On l’a appris en milieu de semaine passée : la tombe du président Thomas Sankara a été vandalisée au cimetière de Dagnoën, la partie supérieure sur laquelle est inscrite l’épitaphe ayant été démolie.
Mariam Sankara se dit choquée quand bien même elle doute toujours que ce soit le corps de son défunt mari qui y repose et réclame un test d’ADN pour en avoir le cœur net. Le gouvernement, lui, par la voix du ministre de la Communication, porte-parole du gouvernement, Alain Edouard Traoré, s’est dit indigné et scandalisé entre autres parce que ces pratiques ne sont pas en tout cas conformes à nos valeurs culturelles.
Pour la galaxie sankariste, qui va régulièrement en pèlerinage au cimetière de Dagnoën, comme les fidèles vont à Lourdes ou à Jérusalem, l’identité des vandales ne semble pas faire de doute : ça ne peut être que ceux qui ne veulent pas voir Thom Sank même mort en peinture ; autrement dit, ceux qui ont été à la base de son assassinat le 15 octobre 1987.
C’est en effet l’hypothèse à laquelle l’opinion pense tout de suite et pour diverses raisons, notamment politiques ou sentimentales, on peut opter pour ces enquêtes à la Colombo où le coupable est connu d’avance.
Comme on peut aussi s’interroger en n’occultant, à priori, aucune piste, même si, dans un dossier aussi passionnel que l’a toujours été l’affaire Sankara, la réflexion n’a pas toujours eu droit de cité.
Mais si Blaise et son petit monde peuvent apparaître comme les suspects sérieux tout désignés, rien n’interdit de penser, n’en déplaise aux sankaristes, que ça peut tout aussi bien être quelqu’un ou des gens qui ne veulent pas du bien au Président du Faso et qui n’ont jamais ménagé leur peine pour ternir son image.
Et leur dépit est d’autant plus grand que, jusque-là, les différentes démarches judiciaires engagées aussi bien au Burkina Faso qu’à l’extérieur n’ont jamais véritablement donné les résultats escomptés.
Si quelque chose avait été dérobé sur la sépulture, on pourrait même pensé que c’est l’œuvre de sankarolâtre désireux de garder un souvenir « personnel » de son héros ; au cimetière du Père Lachaise ou dans d’autres champ des morts célèbres à travers le monde, des gens ne s’adonnent-ils pas à des effusions avec les macchabées ?
Pour tout dire, si on ne peut que regretter humainement l’acte et le condamner le plus fermement possible, il faut se garder de porter des œillères pour appréhender le problème de façon froide et sereine.

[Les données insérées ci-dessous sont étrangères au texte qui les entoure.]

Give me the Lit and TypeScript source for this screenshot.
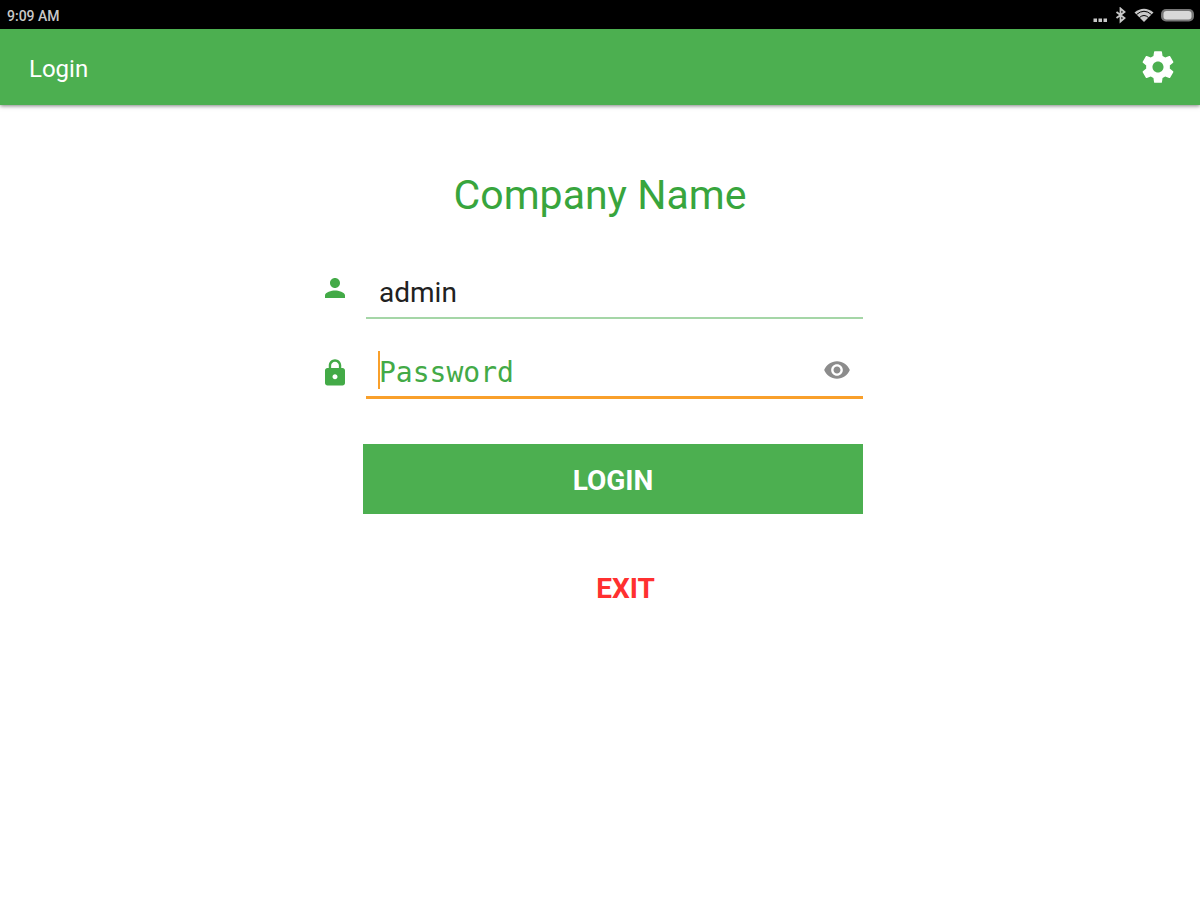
import { LitElement, html, css, svg } from "lit";
import { customElement, state } from "lit/decorators.js";

const icons = {
  gear: svg`<path d="M19.43 12.98c.04-.32.07-.64.07-.98s-.03-.66-.07-.98l2.11-1.65c.19-.15.24-.42.12-.64l-2-3.46c-.12-.22-.39-.3-.61-.22l-2.49 1c-.52-.4-1.08-.73-1.69-.98l-.38-2.65C14.46 2.18 14.25 2 14 2h-4c-.25 0-.46.18-.49.42l-.38 2.65c-.61.25-1.17.59-1.69.98l-2.49-1c-.23-.09-.49 0-.61.22l-2 3.46c-.13.22-.07.49.12.64l2.11 1.65c-.04.32-.07.65-.07.98s.03.66.07.98l-2.11 1.65c-.19.15-.24.42-.12.64l2 3.46c.12.22.39.3.61.22l2.49-1c.52.4 1.08.73 1.69.98l.38 2.65c.03.24.24.42.49.42h4c.25 0 .46-.18.49-.42l.38-2.65c.61-.25 1.17-.59 1.69-.98l2.49 1c.23.09.49 0 .61-.22l2-3.46c.12-.22.07-.49-.12-.64l-2.11-1.65zM12 15.5c-1.93 0-3.5-1.57-3.5-3.5s1.57-3.5 3.5-3.5 3.5 1.57 3.5 3.5-1.57 3.5-3.5 3.5z"/>`,
  person: svg`<path d="M12 12c2.21 0 4-1.79 4-4s-1.79-4-4-4-4 1.79-4 4 1.79 4 4 4zm0 2c-2.67 0-8 1.34-8 4v2h16v-2c0-2.66-5.33-4-8-4z"/>`,
  lock: svg`<path d="M18 8h-1V6c0-2.76-2.24-5-5-5S7 3.24 7 6v2H6c-1.1 0-2 .9-2 2v10c0 1.1.9 2 2 2h12c1.1 0 2-.9 2-2V10c0-1.1-.9-2-2-2zm-6 9c-1.1 0-2-.9-2-2s.9-2 2-2 2 .9 2 2-.9 2-2 2zm3.1-9H8.900V6c0-1.710 1.390-3.100 3.100-3.100s3.100 1.390 3.100 3.100v2z"/>`,
  eye: svg`<path d="M12 4.500C7 4.500 2.730 7.610 1 12c1.730 4.390 6 7.500 11 7.500s9.270-3.110 11-7.500c-1.730-4.390-6-7.500-11-7.500zM12 17c-2.760 0-5-2.240-5-5s2.240-5 5-5 5 2.240 5 5-2.240 5-5 5zm0-8c-1.660 0-3 1.340-3 3s1.340 3 3 3 3-1.340 3-3-1.340-3-3-3z"/>`,
};

@customElement("app-root")
export class AppRoot extends LitElement {
  static styles = css`
    :host {
      display: block;
      min-height: 100vh;
      background: #fff;
      font-family: Roboto, sans-serif;
    }
    svg {
      display: block;
      fill: currentColor;
    }
    button {
      padding: 0;
      border: 0;
      background: none;
      font: inherit;
      color: inherit;
      cursor: pointer;
    }
    .status {
      display: flex;
      align-items: center;
      justify-content: space-between;
      height: 29px;
      padding: 2px 6px 0 7px;
      box-sizing: border-box;
      background: #000;
      color: #c8c8c8;
      font-size: 14px;
      font-weight: 500;
    }
    .bar {
      display: flex;
      align-items: center;
      justify-content: space-between;
      height: 76px;
      padding: 0 23px 0 29px;
      background: #4caf50;
      color: #fff;
      box-shadow: 0 1px 4px rgba(0, 0, 0, 0.5);
    }
    .title {
      margin: 0;
      padding-top: 4px;
      font-size: 24px;
      font-weight: 400;
    }
    .gear {
      width: 38px;
      height: 38px;
    }
    .content {
      max-width: 560px;
      margin: 0 auto;
      padding-top: 65px;
    }
    .company {
      margin: 0;
      font-size: 41px;
      line-height: 50px;
      font-weight: 400;
      text-align: center;
      color: #38a53d;
    }
    .form {
      padding: 45px 17px 0 0;
      font-size: 28px;
    }
    .row {
      display: flex;
      gap: 16px;
      height: 54px;
    }
    .row + .row {
      margin-top: 26px;
    }
    .lead {
      flex: none;
      width: 30px;
      height: 30px;
      padding-top: 8px;
      color: #43aa47;
    }
    .lead.low {
      padding-top: 13px;
    }
    .field {
      position: relative;
      display: flex;
      flex: 1;
      align-items: center;
      min-width: 0;
      box-sizing: border-box;
      padding: 2px 12px 0 13px;
      border-bottom: 2px solid #a5d6a7;
    }
    .field.active {
      border-bottom: 3px solid #f9a02b;
      padding-top: 0;
    }
    .input {
      flex: 1;
      min-width: 0;
      padding: 0;
      border: 0;
      outline: 0;
      background: none;
      font: inherit;
      color: #212121;
      caret-color: #f9a02b;
    }
    .input.mono {
      padding-top: 4px;
      font-family: "DejaVu Sans Mono", monospace;
    }
    .input::placeholder {
      color: #43aa47;
      opacity: 1;
    }
    .caret {
      position: absolute;
      left: 12px;
      top: 6px;
      width: 2px;
      height: 38px;
      background: #f9a02b;
    }
    .eye {
      padding-bottom: 2px;
      color: #8c8c8c;
    }
    .actions {
      display: flex;
      flex-direction: column;
      padding: 45px 0 0 43px;
    }
    .login {
      height: 70px;
      padding-top: 3px;
      background: #4caf50;
      color: #fff;
      font-weight: 700;
    }
    .exit {
      margin: 39px 0 0 25px;
      height: 71px;
      color: #ff3030;
      font-weight: 700;
    }
  `;

  @state() private shown = false;
  @state() private idle = true;

  private icon(shape: unknown, size: number) {
    return html`<svg width=${size} height=${size} viewBox="0 0 24 24" aria-hidden="true">${shape}</svg>`;
  }

  render() {
    return html`
      <div class="status">
        <span>9:09 AM</span>
        <svg width="102" height="18" viewBox="0 0 102 18" aria-hidden="true">
          <path d="M1.500 11.500h3.500v3.500h-3.500zM6.500 11.500h3.500v3.500h-3.500zM11.500 11.500h3.500v3.500h-3.500z" />
          <path d="M24.500 5l8 6-4 3.500V1.500l4 3.500-8 6" fill="none" stroke="currentColor" stroke-width="1.800" />
          <path d="M42.500 5.500Q52 -2 61.500 5.500L52 15z" />
          <path d="M44.500 7.500Q52 1 59.500 7.500M47.500 10.500Q52 6.500 56.500 10.500" fill="none" stroke="#000" stroke-width="1" />
          <rect x="69" y="2" width="33" height="12.500" rx="5" fill="#777" />
          <rect x="71.500" y="4" width="28" height="8.500" rx="3" fill="#d8d8d8" />
        </svg>
      </div>
      <header class="bar">
        <h1 class="title">Login</h1>
        <button class="gear" aria-label="Settings">${this.icon(icons.gear, 38)}</button>
      </header>
      <main class="content">
        <h2 class="company">Company Name</h2>
        <form class="form" @submit=${(e: Event) => e.preventDefault()}>
          <div class="row">
            <label class="lead" for="user" aria-label="User name">${this.icon(icons.person, 30)}</label>
            <div class="field"><input class="input" id="user" type="text" value="admin" /></div>
          </div>
          <div class="row">
            <label class="lead low" for="pass" aria-label="Password">${this.icon(icons.lock, 30)}</label>
            <div class="field active">
              ${this.idle ? html`<span class="caret"></span>` : null}
              <input
                class="input mono"
                id="pass"
                type=${this.shown ? "text" : "password"}
                placeholder="Password"
                @focus=${() => (this.idle = false)}
              />
              <button class="eye" type="button" aria-label="Show password" @click=${() => (this.shown = !this.shown)}>
                ${this.icon(icons.eye, 28)}
              </button>
            </div>
          </div>
          <div class="actions">
            <button class="login" type="submit">LOGIN</button>
            <button class="exit" type="button">EXIT</button>
          </div>
        </form>
      </main>
    `;
  }
}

Mais quel que soit le mobile retenu, cette profanation repose le problème de la sécurité de nos nécropoles et de la quiétude de ceux qui y habitent, autrement dit nos chers disparus, qu’ils soient illustres comme le défunt président du CNR, ou de parfaits anonymes.
On a souvent d’ailleurs posé le problème spécifique de Dagnoën, où les catacombes, même s’ils ont été récemment été clôturés, sont à proximité d’une décharge à ciel ouvert. Que c’est scandaleux de voir un tel désordre aux alentours d’un endroit où quelqu’un qui est considéré comme un héros national est enseveli ! même qu’il n’y a pas longtemps, des cimetières étaient devenus des repaires de bandits : au cimetière municipal, par exemple, les caveaux étaient squattés par des voleurs et autres fumeurs de drogue.
A la vérité, on doit reconnaître que, depuis quelques années, des efforts sont faits par la municipalité avec l’appui de certaines bonnes volontés pour mettre de l’ordre sur ces sites sépulcraux et y apporter un peu de sécurité ; ce qui s’est notamment traduit à Gounghin, Kourittenga, etc., par l’érection d’un mur d’enceinte et une meilleure propreté.
Mais il y a encore d’énormes efforts à faire, et le récent acte de vandalisme nous rappelle l’urgence de l’affaire. Puisque c’est la dernière demeure de ceux que nous avons aimés, on rêve de cimetières comme on en voit ailleurs, sécurisés, administrés, où ceux qui y finiront un jour ou l’autre auraient tout le loisir, en attendant d’y « emménager » un jour, de se recueillir et même de pique-niquer parce qu’il y fera … bon vivre.